Yosef’s brothers ask him in their father’s name to forgive them for selling him, but the Torah never says that Yosef did so. According to Rabbeinu Bachya, he did not, so the asarah harugei malchus (the ten Sages killed by the Romans) were killed in atonement.
How is Rabbeinu Bachya to be understood? According to R’ Chaim Palagi (Chayim B’yad 57), Yosef certainly did forgive them, but not verbally, and mechilah baleiv (mental forgiveness) does not suffice. But according to R’ Aharon Leib Steinman (Ayeles Hashachar), Rabbeinu Bachya only means that if Yosef truly forgave them, he would have done it verbally, so he must have felt he could not entirely forgive them for some reason. But forgiving in one’s mind might be valid even according to Rabbeinu Bachya. Chut Shani (R’ Nissim Karelitz) quotes the Chazon Ish that mechilah baleiv is valid, because the key element of forgiveness is relinquishing one’s grudge against the offender.

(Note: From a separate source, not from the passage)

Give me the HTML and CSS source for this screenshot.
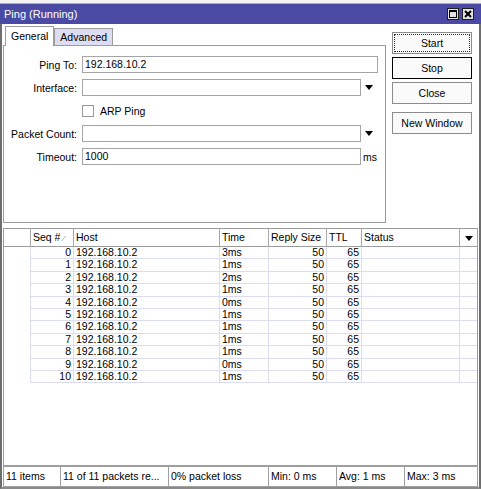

In the opposite case, where one forgives verbally but doesn’t really mean it, some poskim, including R’ Yosef Engel and R’ Reuven Grozovsky, say it’s valid, because (Kidushin 49b) devarim shebaleiv einam devarim (mental stipulations aren’t effective). But according to the Chazon Ish, perhaps the key criteron of mechilah is the feeling of forgiveness, and otherwise the mechilah is invalid.